The Uni-Polar Trap

Absolute power corrupts, doesn't it? Frank Fukuyama analyzes the roots of America's foreign policy disarray:

The fundamental problem remains the lopsided distribution of power in the international system. Any country in the same position as the US, even a democracy, would be tempted to exercise its hegemonic power with less and less restraint. America's founding fathers were motivated by a similar belief that unchecked power, even when democratically legitimated, could be dangerous, which is why they created a constitutional system of internally separated powers to limit the executive.

Such a system does not exist on a global scale today, which may explain how America got into such trouble. A smoother international distribution of power, even in a global system that is less than fully democratic, would pose fewer temptations to abandon the prudent exercise of power.

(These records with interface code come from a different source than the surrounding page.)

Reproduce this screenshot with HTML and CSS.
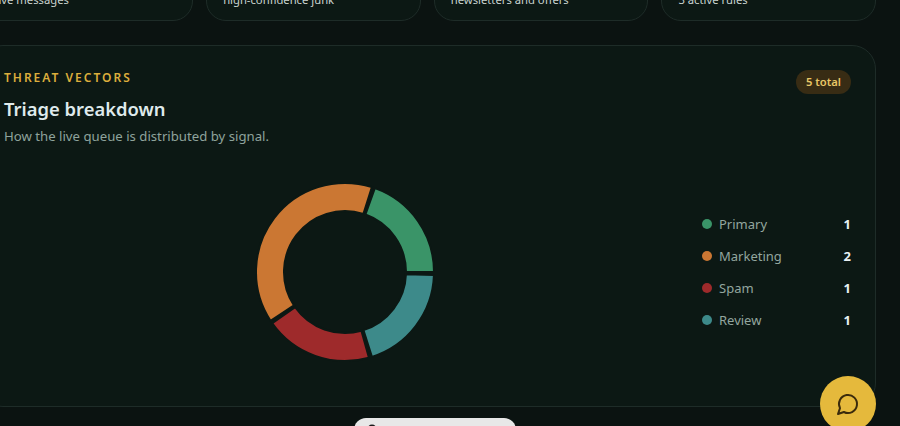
FILE: index.html
```html
<!DOCTYPE html>
<html lang="en">
<head>
<meta charset="utf-8">
<title>Triage breakdown</title>
<link rel="stylesheet" href="styles.css">
</head>
<body>
<div class="page">
  <section class="stats">
    <div class="stat"><p class="stat-note">live messages</p></div>
    <div class="stat"><p class="stat-note">high-confidence junk</p></div>
    <div class="stat"><p class="stat-note">newsletters and offers</p></div>
    <div class="stat"><p class="stat-note">3 active rules</p></div>
  </section>
  <section class="panel">
    <header class="panel-head">
      <div>
        <p class="eyebrow">THREAT VECTORS</p>
        <h2 class="title">Triage breakdown</h2>
        <p class="sub">How the live queue is distributed by signal.</p>
      </div>
      <span class="pill">5 total</span>
    </header>
    <div class="panel-body">
      <div class="chart">
        <svg class="donut" width="180" height="180" viewBox="0 0 180 180" aria-hidden="true">
          <path class="seg seg-primary" d="M179 90A89 89 0 0 0 119.855 6.157L110.462 32.534A61 61 0 0 1 151 90Z"/>
          <path class="seg seg-marketing" d="M116.911 5.166A89 89 0 0 0 15.528 138.733L38.958 123.401A61 61 0 0 1 108.445 31.855Z"/>
          <path class="seg seg-spam" d="M17.275 141.302A89 89 0 0 0 113.934 175.721L106.404 148.753A61 61 0 0 1 40.154 125.162Z"/>
          <path class="seg seg-review" d="M116.911 174.834A89 89 0 0 0 178.946 93.106L150.963 92.129A61 61 0 0 1 108.445 148.145Z"/>
        </svg>
      </div>
      <ul class="legend">
        <li class="legend-row"><span class="dot dot-primary"></span><span class="legend-name">Primary</span><b class="legend-count">1</b></li>
        <li class="legend-row"><span class="dot dot-marketing"></span><span class="legend-name">Marketing</span><b class="legend-count">2</b></li>
        <li class="legend-row"><span class="dot dot-spam"></span><span class="legend-name">Spam</span><b class="legend-count">1</b></li>
        <li class="legend-row"><span class="dot dot-review"></span><span class="legend-name">Review</span><b class="legend-count">1</b></li>
      </ul>
    </div>
  </section>
</div>
<div class="toast">
  <svg class="toast-icon" width="16" height="16" viewBox="0 0 24 24" aria-hidden="true"><path d="M6 8a6 6 0 0 1 12 0c0 7 3 9 3 9H3s3-2 3-9"/><path d="M10.3 21a1.94 1.94 0 0 0 3.4 0"/></svg>
</div>
<button class="fab" type="button" aria-label="Open chat">
  <svg width="24" height="24" viewBox="0 0 24 24" aria-hidden="true"><path d="M7.9 20A9 9 0 1 0 4 16.1L2 22Z"/></svg>
</button>
</body>
</html>
```
FILE: styles.css
```css
* { box-sizing: border-box; }
html, body {
  margin: 0;
  height: 100%;
  overflow: hidden;
  background: #0b1311;
  font-family: "Noto Sans", "Open Sans", sans-serif;
}
.page {
  width: 897px;
  margin: -50px 0 0 -21px;
  display: flex;
  flex-direction: column;
  gap: 24px;
}
.stats {
  display: grid;
  grid-template-columns: repeat(4, 1fr);
  gap: 13px;
  margin-left: -0.5px;
}
.stat {
  height: 71px;
  padding: 41px 16px 0;
  background: #0c1814;
  border: 1px solid #1e2c28;
  border-radius: 20px;
}
.stat-note {
  margin: 0;
  font-size: 11.25px;
  line-height: 16px;
  color: #c9d3cf;
}
.panel {
  height: 362px;
  padding: 24px;
  display: flex;
  flex-direction: column;
  background: #0c1814;
  border: 1px solid #1e2c28;
  border-radius: 24px;
}
.panel-head {
  display: flex;
  justify-content: space-between;
  align-items: flex-start;
}
.eyebrow {
  margin: 0;
  font-size: 12px;
  line-height: 16px;
  font-weight: 600;
  letter-spacing: 2px;
  color: #dcae3c;
}
.title {
  margin: 9px 0 0;
  font-size: 18.4px;
  line-height: 28px;
  font-weight: 600;
  color: #dfeaec;
}
.sub {
  margin: 3px 0 0;
  font-size: 13.2px;
  line-height: 20px;
  color: #8fa39c;
}
.pill {
  padding: 0 10px;
  height: 24px;
  line-height: 24px;
  border-radius: 12px;
  font-size: 11.2px;
  font-weight: 600;
  background: #382c14;
  color: #e9c766;
}
.panel-body {
  flex: 1;
  margin-top: 16px;
  display: flex;
  align-items: center;
  gap: 16px;
}
.chart {
  flex: 1;
  display: flex;
  justify-content: center;
}
.donut { display: block; }
.seg { stroke: #0c1814; stroke-width: 2; }
.seg-primary { fill: #3a9468; }
.seg-marketing { fill: #cb7733; }
.seg-spam { fill: #9e2a2b; }
.seg-review { fill: #3d8a8a; }
.legend {
  width: 149px;
  margin: 0;
  padding: 0;
  list-style: none;
  display: flex;
  flex-direction: column;
}
.legend-row {
  height: 32px;
  display: flex;
  align-items: center;
}
.dot {
  width: 10px;
  height: 10px;
  margin-right: 7px;
  border-radius: 50%;
}
.dot-primary { background: #3a9468; }
.dot-marketing { background: #cb7733; }
.dot-spam { background: #9e2a2b; }
.dot-review { background: #3d8a8a; }
.legend-name {
  flex: 1;
  font-size: 13px;
  color: #93a69f;
}
.legend-count {
  font-size: 13px;
  font-weight: 700;
  color: #e8f0f2;
}
.toast {
  position: fixed;
  left: 354px;
  top: 418px;
  width: 162px;
  height: 44px;
  padding: 6px 10px;
  background: #e8e8e8;
  border-radius: 12px;
}
.toast-icon {
  display: block;
  fill: none;
  stroke: #1c1c1c;
  stroke-width: 2.4;
}
.fab {
  position: fixed;
  left: 820px;
  top: 376px;
  width: 56px;
  height: 56px;
  padding: 0;
  display: flex;
  align-items: center;
  justify-content: center;
  border: 0;
  border-radius: 50%;
  background: #e5b93c;
}
.fab svg {
  fill: none;
  stroke: #3a2a0c;
  stroke-width: 2;
  stroke-linecap: round;
  stroke-linejoin: round;
}
```
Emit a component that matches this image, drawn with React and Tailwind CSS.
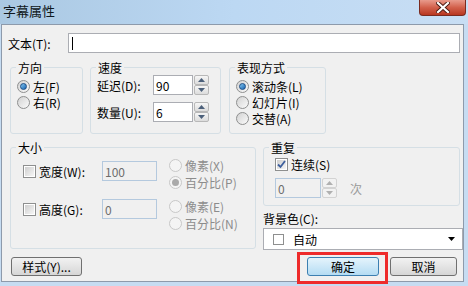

I do think that one of the deeper differences between the traditional right and the neocons is that traditional conservatives are quite happy to see other great powers exert influence in various parts of the world; and are not adamant that the United States must control everything and police everywhere. That, in itself, reflects the more profound philosophical divide within conservatism: between those who value power over everything, and those that, in the end, are happy to let go and co-exist with other entities. Just as the neocons cannot tolerate foreign powers exercising influence in the world independently of the United States, so they are intolerant of divided power at home. Traditional conservatives are proud of the way the Founders divided and defused power in the Constitution and quite content to allow other great powers - Europe, Russia, China, for example - exercise influence in various parts of the globe. And the massive over-reach, domestically and abroad, of the Bush-Cheney protectorate has done a great deal to revive the tradition Fukuyama understands well.